The national debt as a proportion to the gross national product (GNP) was above 40% and climbed to 120% when the U.S. joined the Second World War. Federal spending tripled, adding to the national debt that soared to nearly half of the gross domestic product by 1939, which conservative economists today believe prolonged the depression. Indeed, the New Deal and the Second New Deal weighed heavily on America’s finances, causing Republican critics to worry about the country turning into a socialist state.
Conservatives joined together to abandon the so-called alphabet soup of federal agencies, including the Reconstruction Finance Corporation (RFC), the Works Progress Administration (WPA), and the Civilian Conservation Corps (CCC). But they were unsuccessful in ending Social Security. Following the depression and the war, the public debt was finally on a steady decline until the 1980s.
The national economy also started to level out in the 1940s, although many Americans continued to struggle. Consumer spending, personal income, price inflation, and agricultural production were on the rise again.
What Caused the Great Depression?
The Wall Street Crash of 1929, also known as Black Tuesday, was the start of the Great Depression.
More than 16.4 million shares were traded in a single day and billions of dollars were wiped out. This led to the many other economic disasters that were prevalent throughout the United States at the time.
Following the First World War, the Federal Reserve slowed down money-supply growth and raised interest rates to fight inflation that had swelled to as much as 20%. However, in the following years, the U.S. central bank expanded the money supply rapidly and cut rates, flooding the market with freshly created dollars. The institution then ended this easy money policy in 1929 and allowed the total supply of U.S. dollars to decline by one-third, resulting in the downturn.
In addition to Fed policy, other factors contributed to the historic economic downturn:
- A housing bubble in the major metropolitan areas.
- A decline in foreign lending and international trade (protectionism).
- Credit expansion, loose credit, and over-indebtedness.
- Rampant deflation that impacted rural America.
Even for Americans who kept their jobs and earned a decent living, life was still tough.
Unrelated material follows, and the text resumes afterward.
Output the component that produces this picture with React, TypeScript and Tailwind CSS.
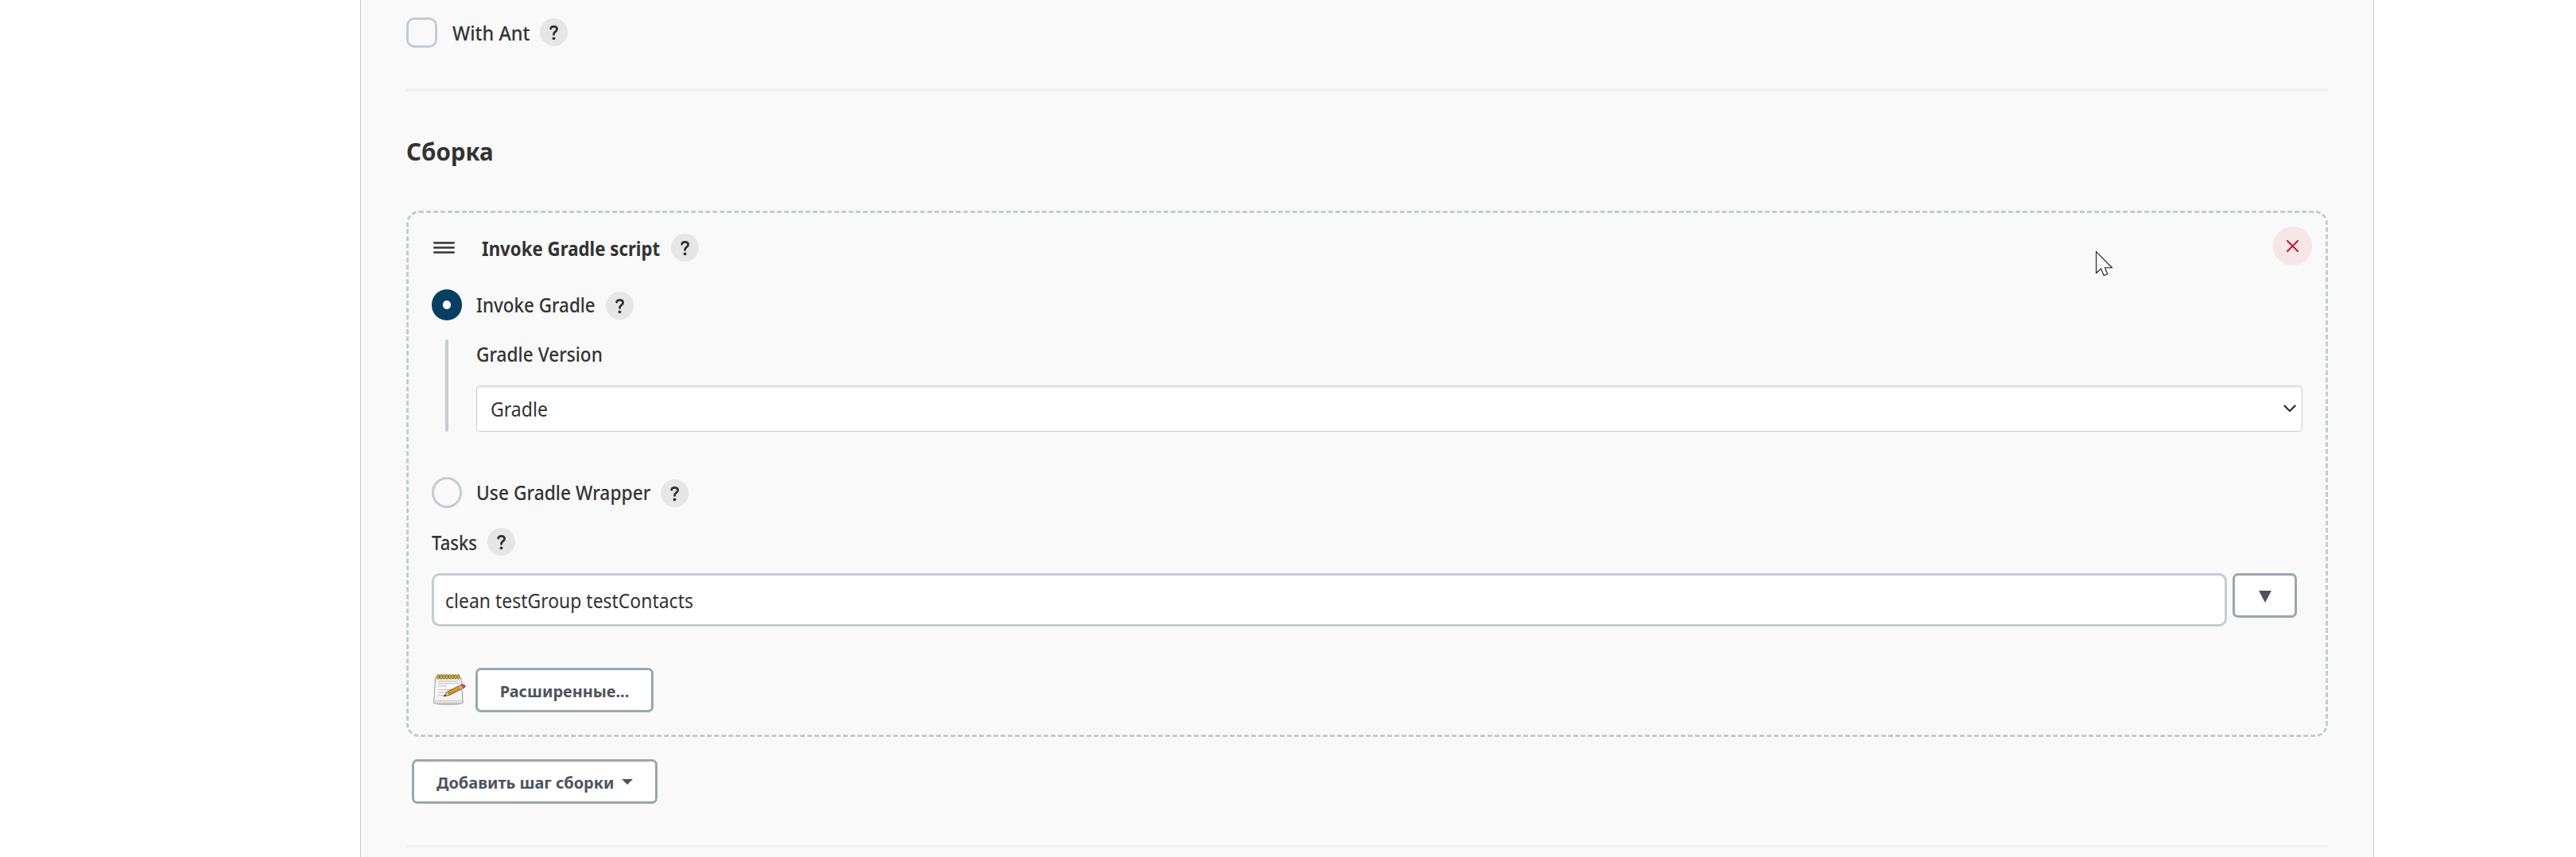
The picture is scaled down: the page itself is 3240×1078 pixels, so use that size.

The motto of the time was: “Use it up, wear it out, make do or do without.”
Can It Happen Again?
The economy and the political fallout of the 1930s have been intensely studied by academia for decades. People disagree on what caused the Great Depression, but presenting different reasons does give us more to think about when trying to figure out how to prevent another depression. Can it happen again? As legendary economist Hans F. Sennholz explained in 1962, economic law says it has to if we repeated the errors that caused the Great Depression.